Das dürfte auch der Hauptgrund für die destruktiven Diskussionstaktiken (oder eher Diskussionsverhinderungstaktiken) sein, um die es in diesem Text gehen soll. Es sind Versuche, die Diskussionshoheit zu erlangen und – wenn das nicht funktioniert – sich zumindest nicht inhaltlich mit den Gegenargumenten auseinandersetzen zu müssen. (Ob sich die betreffende Klientel dann tatsächlich einbildet, die Diskussionen gewonnen zu haben, wäre spannend). Dann also mal los….

1. Narrative als Fakten darstellen

Die einfachste Variante ist, (oft extrem verzerrte) Narrative mit einem (kleinen) wahren Kern als Fakten und allgemein anerkannte Sichtweise der Geschehnisse darzustellen. Hier handelt es sich oft um eine extrem eingefärbte Perspektive, die aber zumindest rudimentär auf Tatsachen beruhen. Sobald allerdings Gegenwind aufkommt, wird so getan, als wäre es vollkommener Irrsinn, diese einseitige Position nicht zu teilen.

2. Lügen

Die Steigerung davon ist das Erfinden von Tatsachenbehauptungen. Wenn man einfach mal auf gut Glück im Brustton der Überzeugung eine Behauptung raus posaunt, muss erstmal jemand widersprechen. Ein schönes Beispiel ist etwa die Behauptung von Stefan Pietsch, die rot-rot-grünen Koalitionsverhandlungen in Thüringen wären 2009 ausschließlich am Temperament von Ramelow gescheitert, was auch von allen Beteiligten so gesehen worden wäre. Man kann natürlich einfach hoffen, dass jetzt niemand nach elf Jahre alten Artikeln googelt und die Behauptung richtig stellt.
Eine beliebte Variante davon ist auch, so viele Unwahrheiten zu behaupten, dass sich niemand die Mühe machen wird, ALLEN zu widersprechen und die unwidersprochenen Behauptungen dann als Version darzustellen, auf die man sich ja geeinigt hätte.

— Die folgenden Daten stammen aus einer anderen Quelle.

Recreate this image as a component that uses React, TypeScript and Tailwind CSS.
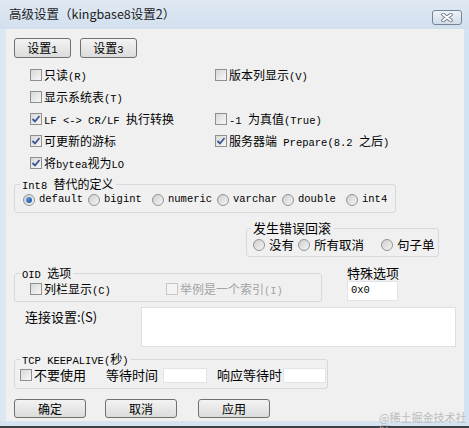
import React from "react";

const cjk = "font-['Noto_Sans_CJK_SC',sans-serif]";

// SimSun-style mixed text: ascii runs are narrow mono, the rest CJK
const Txt = ({ s, className = "" }: { s: string; className?: string }) => {
  const parts = s.split(/([\x20-\x7e]+)/).filter(Boolean);
  return (
    <span className={"inline-flex h-[16px] items-baseline whitespace-pre " + className}>
      {parts.map((p, i) =>
        /^[\x20-\x7e]+$/.test(p) ? (
          <span key={i} className="font-['Liberation_Mono',monospace] text-[10.5px] leading-[15px]">
            {p}
          </span>
        ) : (
          <span key={i} className="leading-[16px]">{p}</span>
        )
      )}
    </span>
  );
};

const Check = ({
  label,
  checked = false,
  disabled = false,
  big = false,
}: {
  label: string;
  checked?: boolean;
  disabled?: boolean;
  big?: boolean;
}) => (
  <div className="flex h-[16px] items-center gap-[2px]">
    <span
      className={
        "flex h-[12px] w-[12px] shrink-0 items-center justify-center border " +
        (disabled
          ? "border-[#c6c6c6] bg-[#f4f4f4]"
          : "border-[#8e8f8f] bg-gradient-to-br from-[#d8d8d8] to-[#f7f7f7]")
      }
    >
      {checked && (
        <svg width="10" height="10" viewBox="0 0 10 10">
          <path d="M1.5 5 L4 7.5 L8.5 2" fill="none" stroke="#3a5694" strokeWidth="1.8" />
        </svg>
      )}
    </span>
    {big ? (
      <span className={"text-[13px] leading-[16px] " + (disabled ? "text-[#a3a3a3]" : "text-black")}>
        {label}
      </span>
    ) : (
      <Txt s={label} className={"text-[12px] " + (disabled ? "text-[#a3a3a3]" : "text-black")} />
    )}
  </div>
);

const Radio = ({ label, on = false, big = false }: { label: string; on?: boolean; big?: boolean }) => (
  <div className="flex h-[16px] items-center gap-[4px]">
    <span className="flex h-[12px] w-[12px] shrink-0 items-center justify-center rounded-full border border-[#949494] bg-gradient-to-br from-[#cfcfcf] to-[#f5f5f5]">
      {on && <span className="h-[6px] w-[6px] rounded-full bg-gradient-to-br from-[#6aa6e6] to-[#1b4f94]" />}
    </span>
    {big ? (
      <span className="text-[12.5px] leading-[16px] text-black">{label}</span>
    ) : (
      <Txt s={label} className="text-[12px] text-black" />
    )}
  </div>
);

const Btn = ({ label, w }: { label: string; w: string }) => (
  <button
    className={
      w +
      " flex items-center justify-center rounded-[3px] border border-[#707070] bg-gradient-to-b from-[#f3f3f3] to-[#dcdcdc] text-[12px] leading-none text-black"
    }
  >
    <Txt s={label} />
  </button>
);

const Legend = ({ children, ml = "ml-[5px]" }: { children: React.ReactNode; ml?: string }) => (
  <legend className={ml + " flex h-[16px] items-center px-[2px] leading-[16px]"}>{children}</legend>
);

export default function App() {
  return (
    <div className={"relative flex h-[428px] w-[469px] flex-col overflow-hidden bg-[#d6e3f0] " + cjk}>
      {/* title bar */}
      <div className="flex h-[29px] shrink-0 items-center justify-between bg-gradient-to-b from-[#dfe9f4] to-[#d2dfed] pl-[9px] pr-[7px]">
        <span className="text-[12.5px] text-[#222]">高级设置（kingbase8设置2）</span>
        <div className="mt-[6px] flex h-[15px] w-[30px] items-center justify-center rounded-[3px] border border-[#74859a] bg-gradient-to-b from-[#eef3f8] to-[#d1dce8]">
          <svg width="14" height="9" viewBox="0 0 14 9">
            <path d="M3 1.5 L11 7.5 M11 1.5 L3 7.5" stroke="#6b7787" strokeWidth="3.6" strokeLinecap="round" />
            <path d="M3 1.5 L11 7.5 M11 1.5 L3 7.5" stroke="#ffffff" strokeWidth="2" strokeLinecap="round" />
          </svg>
        </div>
      </div>

      <div className="flex shrink-0">
        <div className="w-[6px] bg-[#dbe7f3]" />
        {/* client area */}
        <div className="flex h-[392px] w-[458px] flex-col overflow-hidden bg-[#f0f0f0] text-black">
          <div className="ml-[8px] mt-[9px] flex gap-[9px]">
            <Btn label="设置1" w="w-[57px] h-[20px]" />
            <Btn label="设置3" w="w-[57px] h-[20px]" />
          </div>

          <div className="ml-[24px] mt-[6px] grid grid-cols-[185px_auto] auto-rows-[22px] items-center">
            <Check label="只读(R)" />
            <Check label="版本列显示(V)" />
            <Check label="显示系统表(T)" />
            <div />
            <Check label="LF <-> CR/LF 执行转换" checked />
            <Check label="-1 为真值(True)" />
            <Check label="可更新的游标" checked />
            <Check label="服务器端 Prepare(8.2 之后)" checked />
            <Check label="将bytea视为LO" checked />
            <div />
          </div>

          <fieldset className="ml-[8px] mt-[2px] w-[382px] rounded-[3px] border border-[#d5d9dd] pb-[5px] text-[12px]">
            <Legend>
              <Txt s="Int8 替代的定义" />
            </Legend>
            <div className="flex h-[15px] items-center pl-[8px]">
              <div className="w-[65px]"><Radio label="default" on /></div>
              <div className="w-[64px]"><Radio label="bigint" /></div>
              <div className="w-[65px]"><Radio label="numeric" /></div>
              <div className="w-[65px]"><Radio label="varchar" /></div>
              <div className="w-[64px]"><Radio label="double" /></div>
              <div><Radio label="int4" /></div>
            </div>
          </fieldset>

          <fieldset className="ml-[240px] mt-[7px] w-[193px] rounded-[3px] border border-[#d5d9dd] pb-[2px] text-[13px]">
            <Legend ml="ml-[4px]">发生错误回滚</Legend>
            <div className="flex h-[18px] items-center pl-[6px]">
              <div className="w-[45px]"><Radio label="没有" big /></div>
              <div className="w-[83px]"><Radio label="所有取消" big /></div>
              <div><Radio label="句子单" big /></div>
            </div>
          </fieldset>

          <div className="mt-[8px] flex">
            <fieldset className="ml-[8px] w-[308px] rounded-[3px] border border-[#d5d9dd] pb-[4px] text-[12px]">
              <Legend>
                <Txt s="OID 选项" />
              </Legend>
              <div className="flex h-[16px] items-center pl-[15px]">
                <div className="w-[136px]"><Check label="列栏显示(C)" /></div>
                <Check label="举例是一个索引(I)" disabled />
              </div>
            </fieldset>
            <div className="ml-[25px] flex flex-col">
              <span className="h-[16px] text-[13px] leading-[16px]">特殊选项</span>
              <div className="flex h-[20px] w-[51px] items-center border border-[#e1e4e8] bg-white pl-[3px]">
                <Txt s="0x0" className="text-[12px]" />
              </div>
            </div>
          </div>

          <div className="mt-[5px] flex h-[40px] items-start">
            <span className="ml-[19px] w-[116px] pt-[2px] text-[13px] leading-[16px]">连接设置:(S)</span>
            <div className="h-[40px] w-[315px] border border-[#dcdfe3] bg-white" />
          </div>

          <fieldset className="ml-[8px] mt-[4px] w-[314px] rounded-[3px] border border-[#d5d9dd] pb-[5px] text-[12px]">
            <Legend>
              <Txt s="TCP KEEPALIVE(秒)" />
            </Legend>
            <div className="flex h-[16px] items-center pl-[5px]">
              <div className="w-[86px]"><Check label="不要使用" big /></div>
              <span className="w-[57px] text-[13px] leading-[16px]">等待时间</span>
              <div className="h-[15px] w-[44px] border border-[#e1e4e8] bg-white" />
              <span className="ml-[10px] w-[66px] text-[13px] leading-[16px]">响应等待时</span>
              <div className="h-[15px] w-[43px] border border-[#e1e4e8] bg-white" />
            </div>
          </fieldset>

          <div className="ml-[8px] mt-[10px] flex">
            <Btn label="确定" w="w-[72px] h-[19px]" />
            <div className="ml-[19px]"><Btn label="取消" w="w-[72px] h-[19px]" /></div>
            <div className="ml-[21px]"><Btn label="应用" w="w-[72px] h-[19px]" /></div>
          </div>
        </div>
        <div className="w-[5px] bg-[#d3e3f3]" />
      </div>

      <div className="h-[5px] shrink-0 bg-[#d6e3f0]" />
      <div className="h-[2px] shrink-0 bg-[#3b3f44]" />

      <span className="absolute left-[379px] top-[411px] text-[11px] leading-[12px] text-[#bdbdbd]">
        @稀土掘金技术社区
      </span>
    </div>
  );
}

3. Unwahrheiten wiederholen

Nur weil man einmal korrigiert worden ist, heißt das ja noch lange nicht, dass man es mit der gleichen Behauptung nicht später noch mal versuchen kann. Hier werden auch Menschen zu Recycling-Fans, die damit sonst wenig anfangen können. Ein Beispiel dafür ist die „Grenzöffnung“ im Jahr 2015, die ich schon nicht mehr als Narrativ durchgehen lassen würde.
Ich bin mir von Fall zu Fall unsicher, ob diese Topoi tatsächlich geglaubt werden oder ob man sie einfach weiter verwendet, weil sie so schön etabliert sind und zumindest das geneigte Publikum darauf zu zuverlässig anspringt.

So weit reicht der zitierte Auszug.